Mario Monti no quiere pasar a la historia como el bombero que apagó el fuego, sino como el líder que devolvió a los italianos el orgullo de serlo

SCIAMMARELLA

La etiqueta de tecnócrata que Mario Monti lleva a la espalda está a punto de despegarse. Desde que accedió a la jefatura del Gobierno de Italia para intentar restaurar los platos rotos por Silvio Berlusconi, el prestigioso profesor (Varese, 1943) ha dado muestras de un fino olfato para la política y de una capacidad de encajar los golpes bajos que difícilmente se adquieren en las aulas de una universidad –se formó e investigó en Milán y Yale (EE UU)– o en los grises pasillos dela Comisión Europea –fue comisario desde 1994 a 2004–. Los que saludaron, o temieron, la llegada de un tecnócrata al poder sin el democrático bautismo de las urnas se encuentran ahora ante una disyuntiva: ¿es Mario Monti un tecnócrata con el disfraz temporal de político o justamente lo contrario, un político puro, alguien con vocación de influir en la vida pública, pero sin los vicios y las malas artes del oficio?

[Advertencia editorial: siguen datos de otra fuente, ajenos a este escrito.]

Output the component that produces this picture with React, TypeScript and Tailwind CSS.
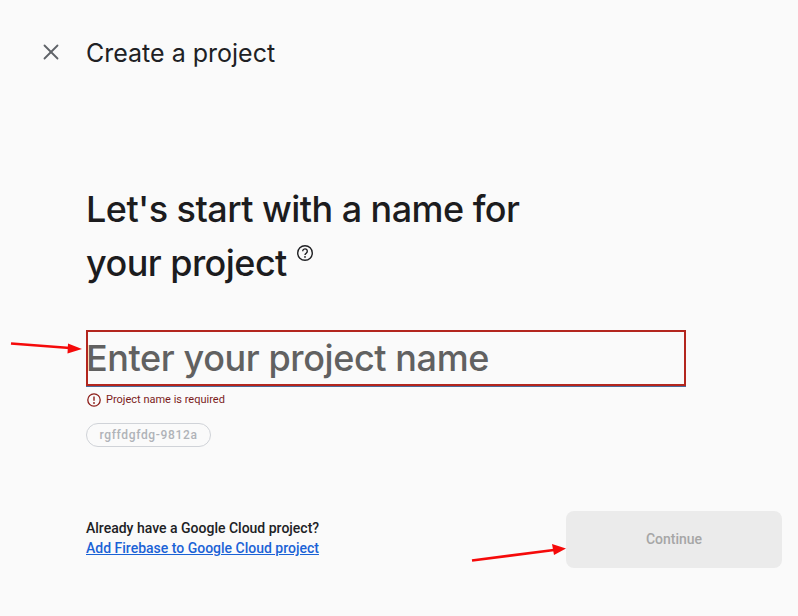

Vaya por delante una cuestión: en las postrimerías de 2011 y ante la terrible situación económica de Italia, Mario Monti fue nombrado senador vitalicio y propuesto enseguida para primer ministro por el presidente de la República, Giorgio Napolitano, con el encargo urgente de ordenar el desbarajuste patrio y, a la vez, recuperar la confianza de los mercados y de Europa. Ese fue, y sigue siendo, su afán principal, el objetivo prioritario de su doloroso plan de ajuste y, por tanto, el titular de las noticias que acompañan a su nombre. Sin embargo, y a pesar del reto, Monti aprovecha cualquier ocasión para insistir en la necesidad de regenerar la política italiana, de hacerla creíble y merecedora de la confianza de los ciudadanos. No quiere pasar a la historia como el bombero que apagó el fuego, sino como el líder que devolvió a los italianos el orgullo de serlo.

No es fácil. La era de Berlusconi, ese gran charlatán, no se caracteriza solo por el empobrecimiento tangible de Italia, sino también –o sobre todo– por el empobrecimiento cívico. Durante su mandato, la corrupción y el gamberrismo dejaron de ser motivos de vergüenza y se convirtieron en el modelo a imitar. Los hospitales, las estaciones de tren y hasta los monumentos históricos dan fe diaria y vergonzante de una deficiente gestión de los políticos, pero también –aunque sea duro subrayarlo– del poco respeto de la población por lo público. Mario Monti, cuyo mandato tiene fecha de caducidad en 2013, pretende quebrar esa tendencia. Su lucha contra la evasión fiscal –el dinero negro supone el 17,5% del PIB– persigue inocular en la población una idea: "Los que defraudan a Hacienda son unos ladrones que meten la mano en el bolsillo de los que sí pagan".

¿Es este el razonamiento de un aburrido profesor, de un simple tecnócrata? Día tras día, los italianos van descubriendo que Monti –tras su aspecto gris y su retórica densa– esconde una ironía y un manejo de los medios nada despreciable. Su antecesor se teñía el pelo, utilizaba alzas en los zapatos y recurría a los chistes verdes en su alocada carrera por gustar. El profesor se conforma con sacar a pasear de vez en cuando un sentido del humor irónico y socarrón. Berlusconi necesitaba hacer el payaso para brillar en las cumbres europeas. Monti influye sin desentonar entre Merkel y Sarkozy. Aun con estas credenciales, el excomisario europeo –y exasesor de Goldman Sachs– debe aún demostrar que sus llamadas a la equidad y su declaración de guerra a los evasores no son solo palabras. Que su objetivo es mejorar la política y no sustituirla.